Contrairement à beaucoup de slashers (un genre par ailleurs plus ou moins déclaré mort depuis dix ans quand débarque le film), les auteurs de Scream accordent plus d'importance à l'écriture de leurs personnages (féminins) qu'au body count – à savoir, l'accumulation des meurtres plus ou moins graphiques. On éprouve de l'empathie pour eux et l'on se plaît à suivre ce que va vivre Sidney Prescott (et ses amies, comme Gale) au fil des années."
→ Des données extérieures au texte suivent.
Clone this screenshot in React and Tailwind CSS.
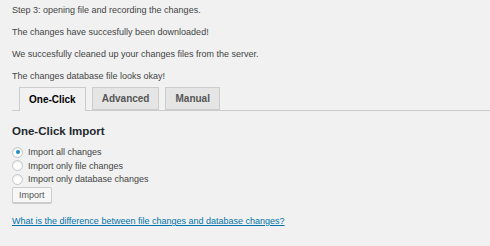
import React, { useState } from 'react';

const tabs = ['One-Click', 'Advanced', 'Manual'];

const options = [
  'Import all changes',
  'Import only file changes',
  'Import only database changes',
];

const App = () => {
  const [active, setActive] = useState('One-Click');
  const [choice, setChoice] = useState(0);

  return (
    <div className="w-[490px] h-[246px] bg-[#f1f1f1] text-[#444] overflow-hidden" style={{ fontFamily: '"Liberation Sans", Arial, sans-serif' }}>
      {/* Status messages */}
      <div className="pl-3 pt-[4px] text-[9px] leading-[12px] flex flex-col gap-[10px]">
        <p>Step 3: opening file and recording the changes.</p>
        <p>The changes have succesfully been downloaded!</p>
        <p>We succesfully cleaned up your changes files from the server.</p>
        <p>The changes database file looks okay!</p>
      </div>

      {/* Tabs */}
      <div className="mt-[5px] ml-[12px] flex items-end gap-[6px] pl-[7px] border-b border-[#ccc] h-[24px]">
        {tabs.map(tab => (
          <button
            key={tab}
            onClick={() => setActive(tab)}
            className={
              tab === active
                ? 'h-[24px] -mb-px px-[9px] border border-b-0 border-[#ccc] bg-[#f1f1f1] text-[#000] text-[10px] font-semibold'
                : 'h-[23px] px-[9px] border border-[#ccc] bg-[#e5e5e5] text-[#555] text-[10px] font-semibold'
            }
          >
            {tab}
          </button>
        ))}
      </div>

      {/* One-Click import */}
      <div className="pl-3 pt-[12px]">
        <h2 className="text-[11.5px] font-semibold text-[#23282d] leading-[16px]">One-Click Import</h2>
        <div className="mt-[7px] flex flex-col gap-[1.5px]">
          {options.map((opt, i) => (
            <label key={opt} className="flex items-center gap-[5px] text-[9px] text-[#444] leading-[12px]" onClick={() => setChoice(i)}>
              <span className="w-[11px] h-[11px] rounded-full border border-[#c3c7cb] bg-white flex items-center justify-center shadow-[inset_0_1px_2px_rgba(0,0,0,0.1)]">
                {choice === i && <span className="w-[4px] h-[4px] rounded-full bg-[#1e8cbe]" />}
              </span>
              {opt}
            </label>
          ))}
        </div>
        <div className="flex mt-[2px]">
          <button className="h-[16px] px-[6px] border border-[#ccc] rounded-[2px] bg-[#f7f7f7] text-[9px] leading-[12px] text-[#555] shadow-[0_1px_0_#ccc]">
            Import
          </button>
        </div>
        <div className="mt-[10px] leading-[12px]">
          <a href="#" className="text-[9px] text-[#0073aa] underline">What is the difference between file changes and database changes?</a>
        </div>
      </div>
    </div>
  );
};

export default App;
"Les suites de Scream sont d'ailleurs intéressantes. Alors que le premier opus privilégie une jeunesse blanche privilégiée, Scream 2 valorise une sororité et un côté campus plus vaste. De même, dès son intro, il met en scène des Afro-américains. L'une des premières victimes du tueur (Maureen Evans, incarnée par Jada Pinkett) dit d'ailleurs à son petit ami : 'Ce sont toujours des femmes blanches débiles (dumbass white girls) qu'on voit dans ces films !'. Le reste de la franchise va généralement privilégier un casting plus inclusif.
Mais par-delà les suites, Scream va générer beaucoup d'héritiers. Le film nous vend un concept radical : la seule façon de relancer un genre, c'est de le déconstruire. Et bien des émules vont s'y exercer. Le faux documentaire Beyond the Mask par exemple (où l'on suit le quotidien d'un tueur de slasher movie qui nous explique les codes), mais aussi la comédie The Final Girls ou encore les deux volets populaires de la saga Happy Birthdead.
Ce dernier film est un bon exemple d'héritier. Sa protagoniste, l'adolescente Tree (Jessica Rothe), est prise dans une boucle temporelle type Un jour sans fin qui l'oblige à toujours revivre la même journée, un tueur masqué à ses trousses. Or, Tree ne répond à aucune des règles de la finale girl : elle boit, elle a des petits copains, n'est en rien innocente, pudibonde ou candide. Et pourtant, elle est bel et bien la finale girl de cette saga. Avec Happy Birthdead, on s'éloigne donc définitivement du mode d'emploi de l'âge d'or du slasher."